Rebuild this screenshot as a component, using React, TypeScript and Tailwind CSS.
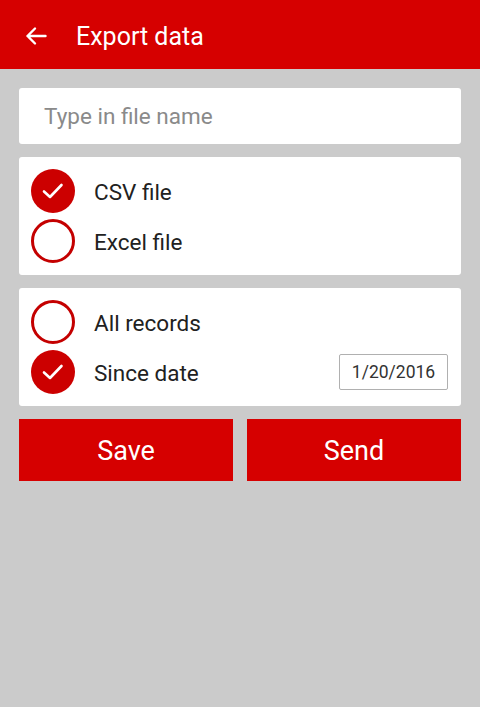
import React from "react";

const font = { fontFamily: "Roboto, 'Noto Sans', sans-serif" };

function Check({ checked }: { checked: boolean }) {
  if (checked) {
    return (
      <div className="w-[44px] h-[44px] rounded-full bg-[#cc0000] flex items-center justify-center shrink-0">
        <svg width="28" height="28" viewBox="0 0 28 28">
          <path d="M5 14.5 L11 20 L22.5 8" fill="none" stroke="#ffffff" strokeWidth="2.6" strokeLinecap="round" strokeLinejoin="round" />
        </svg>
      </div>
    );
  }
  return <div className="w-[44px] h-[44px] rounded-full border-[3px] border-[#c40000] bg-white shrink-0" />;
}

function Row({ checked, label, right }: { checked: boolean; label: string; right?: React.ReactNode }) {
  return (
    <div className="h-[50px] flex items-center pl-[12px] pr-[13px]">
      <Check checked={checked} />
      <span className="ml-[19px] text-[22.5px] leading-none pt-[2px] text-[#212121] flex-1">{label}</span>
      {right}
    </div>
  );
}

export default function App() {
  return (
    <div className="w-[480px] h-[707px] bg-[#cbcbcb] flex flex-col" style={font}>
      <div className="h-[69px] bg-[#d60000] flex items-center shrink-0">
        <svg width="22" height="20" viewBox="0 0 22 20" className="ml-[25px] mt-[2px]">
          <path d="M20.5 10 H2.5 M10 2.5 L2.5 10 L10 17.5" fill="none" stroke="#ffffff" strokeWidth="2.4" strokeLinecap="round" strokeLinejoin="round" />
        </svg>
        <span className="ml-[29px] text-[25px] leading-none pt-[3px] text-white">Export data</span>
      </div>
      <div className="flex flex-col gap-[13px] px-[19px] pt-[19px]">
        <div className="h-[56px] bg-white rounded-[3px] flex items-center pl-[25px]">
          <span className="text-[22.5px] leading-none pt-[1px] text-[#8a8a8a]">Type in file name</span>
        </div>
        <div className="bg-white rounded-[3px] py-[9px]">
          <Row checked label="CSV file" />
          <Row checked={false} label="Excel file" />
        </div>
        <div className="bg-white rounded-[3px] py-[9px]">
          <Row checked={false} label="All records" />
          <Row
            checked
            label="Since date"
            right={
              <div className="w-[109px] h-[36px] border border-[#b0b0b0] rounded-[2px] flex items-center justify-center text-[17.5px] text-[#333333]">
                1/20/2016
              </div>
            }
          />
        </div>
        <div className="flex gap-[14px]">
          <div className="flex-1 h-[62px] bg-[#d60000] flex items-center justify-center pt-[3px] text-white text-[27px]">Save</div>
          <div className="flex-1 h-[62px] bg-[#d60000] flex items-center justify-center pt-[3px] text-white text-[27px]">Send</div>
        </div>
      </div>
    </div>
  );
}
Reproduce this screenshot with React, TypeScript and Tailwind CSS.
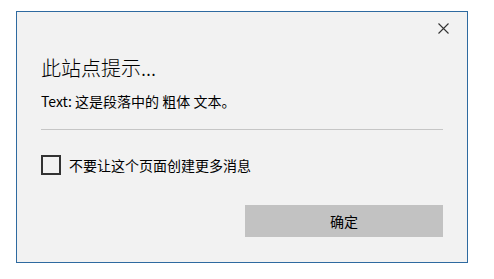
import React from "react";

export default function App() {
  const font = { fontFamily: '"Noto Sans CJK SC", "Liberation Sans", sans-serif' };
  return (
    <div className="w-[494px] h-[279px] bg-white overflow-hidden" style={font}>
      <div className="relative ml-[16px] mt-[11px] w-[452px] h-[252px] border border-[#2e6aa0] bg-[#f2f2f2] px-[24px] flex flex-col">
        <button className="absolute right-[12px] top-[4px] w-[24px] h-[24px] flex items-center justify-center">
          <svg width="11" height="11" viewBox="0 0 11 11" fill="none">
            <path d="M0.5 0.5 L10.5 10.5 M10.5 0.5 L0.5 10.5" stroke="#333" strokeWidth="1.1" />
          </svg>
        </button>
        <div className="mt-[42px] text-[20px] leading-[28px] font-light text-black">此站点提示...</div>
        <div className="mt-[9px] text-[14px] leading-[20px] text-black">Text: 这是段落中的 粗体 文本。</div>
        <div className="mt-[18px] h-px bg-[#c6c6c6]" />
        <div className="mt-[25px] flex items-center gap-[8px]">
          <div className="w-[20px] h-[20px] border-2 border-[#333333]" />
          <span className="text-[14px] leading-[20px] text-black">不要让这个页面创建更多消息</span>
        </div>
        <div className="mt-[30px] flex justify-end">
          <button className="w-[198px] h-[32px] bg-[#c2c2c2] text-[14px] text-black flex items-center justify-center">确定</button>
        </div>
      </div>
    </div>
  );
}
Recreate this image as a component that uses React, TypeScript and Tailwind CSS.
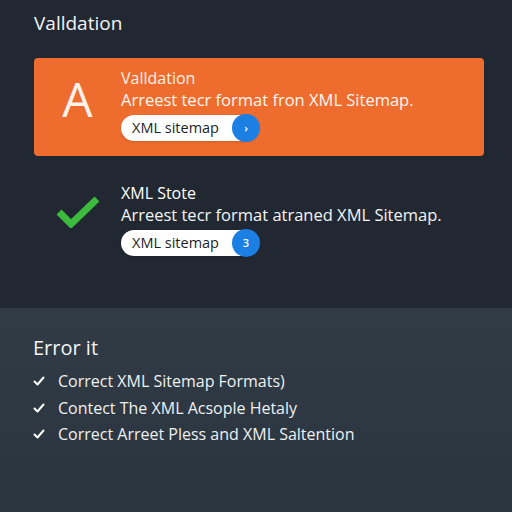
=====
Reproduce the entries above without change, omitting all pictures.

- **OUTPUT FOR THIS TASK**:
Rebuild this screenshot as a component, using React, TypeScript and Tailwind CSS.
import React from "react";

const font = { fontFamily: "Roboto, 'Noto Sans', sans-serif" };

function Check({ checked }: { checked: boolean }) {
  if (checked) {
    return (
      <div className="w-[44px] h-[44px] rounded-full bg-[#cc0000] flex items-center justify-center shrink-0">
        <svg width="28" height="28" viewBox="0 0 28 28">
          <path d="M5 14.5 L11 20 L22.5 8" fill="none" stroke="#ffffff" strokeWidth="2.6" strokeLinecap="round" strokeLinejoin="round" />
        </svg>
      </div>
    );
  }
  return <div className="w-[44px] h-[44px] rounded-full border-[3px] border-[#c40000] bg-white shrink-0" />;
}

function Row({ checked, label, right }: { checked: boolean; label: string; right?: React.ReactNode }) {
  return (
    <div className="h-[50px] flex items-center pl-[12px] pr-[13px]">
      <Check checked={checked} />
      <span className="ml-[19px] text-[22.5px] leading-none pt-[2px] text-[#212121] flex-1">{label}</span>
      {right}
    </div>
  );
}

export default function App() {
  return (
    <div className="w-[480px] h-[707px] bg-[#cbcbcb] flex flex-col" style={font}>
      <div className="h-[69px] bg-[#d60000] flex items-center shrink-0">
        <svg width="22" height="20" viewBox="0 0 22 20" className="ml-[25px] mt-[2px]">
          <path d="M20.5 10 H2.5 M10 2.5 L2.5 10 L10 17.5" fill="none" stroke="#ffffff" strokeWidth="2.4" strokeLinecap="round" strokeLinejoin="round" />
        </svg>
        <span className="ml-[29px] text-[25px] leading-none pt-[3px] text-white">Export data</span>
      </div>
      <div className="flex flex-col gap-[13px] px-[19px] pt-[19px]">
        <div className="h-[56px] bg-white rounded-[3px] flex items-center pl-[25px]">
          <span className="text-[22.5px] leading-none pt-[1px] text-[#8a8a8a]">Type in file name</span>
        </div>
        <div className="bg-white rounded-[3px] py-[9px]">
          <Row checked label="CSV file" />
          <Row checked={false} label="Excel file" />
        </div>
        <div className="bg-white rounded-[3px] py-[9px]">
          <Row checked={false} label="All records" />
          <Row
            checked
            label="Since date"
            right={
              <div className="w-[109px] h-[36px] border border-[#b0b0b0] rounded-[2px] flex items-center justify-center text-[17.5px] text-[#333333]">
                1/20/2016
              </div>
            }
          />
        </div>
        <div className="flex gap-[14px]">
          <div className="flex-1 h-[62px] bg-[#d60000] flex items-center justify-center pt-[3px] text-white text-[27px]">Save</div>
          <div className="flex-1 h-[62px] bg-[#d60000] flex items-center justify-center pt-[3px] text-white text-[27px]">Send</div>
        </div>
      </div>
    </div>
  );
}
Reproduce this screenshot with React, TypeScript and Tailwind CSS.
import React from "react";

export default function App() {
  const font = { fontFamily: '"Noto Sans CJK SC", "Liberation Sans", sans-serif' };
  return (
    <div className="w-[494px] h-[279px] bg-white overflow-hidden" style={font}>
      <div className="relative ml-[16px] mt-[11px] w-[452px] h-[252px] border border-[#2e6aa0] bg-[#f2f2f2] px-[24px] flex flex-col">
        <button className="absolute right-[12px] top-[4px] w-[24px] h-[24px] flex items-center justify-center">
          <svg width="11" height="11" viewBox="0 0 11 11" fill="none">
            <path d="M0.5 0.5 L10.5 10.5 M10.5 0.5 L0.5 10.5" stroke="#333" strokeWidth="1.1" />
          </svg>
        </button>
        <div className="mt-[42px] text-[20px] leading-[28px] font-light text-black">此站点提示...</div>
        <div className="mt-[9px] text-[14px] leading-[20px] text-black">Text: 这是段落中的 粗体 文本。</div>
        <div className="mt-[18px] h-px bg-[#c6c6c6]" />
        <div className="mt-[25px] flex items-center gap-[8px]">
          <div className="w-[20px] h-[20px] border-2 border-[#333333]" />
          <span className="text-[14px] leading-[20px] text-black">不要让这个页面创建更多消息</span>
        </div>
        <div className="mt-[30px] flex justify-end">
          <button className="w-[198px] h-[32px] bg-[#c2c2c2] text-[14px] text-black flex items-center justify-center">确定</button>
        </div>
      </div>
    </div>
  );
}
Recreate this image as a component that uses React, TypeScript and Tailwind CSS.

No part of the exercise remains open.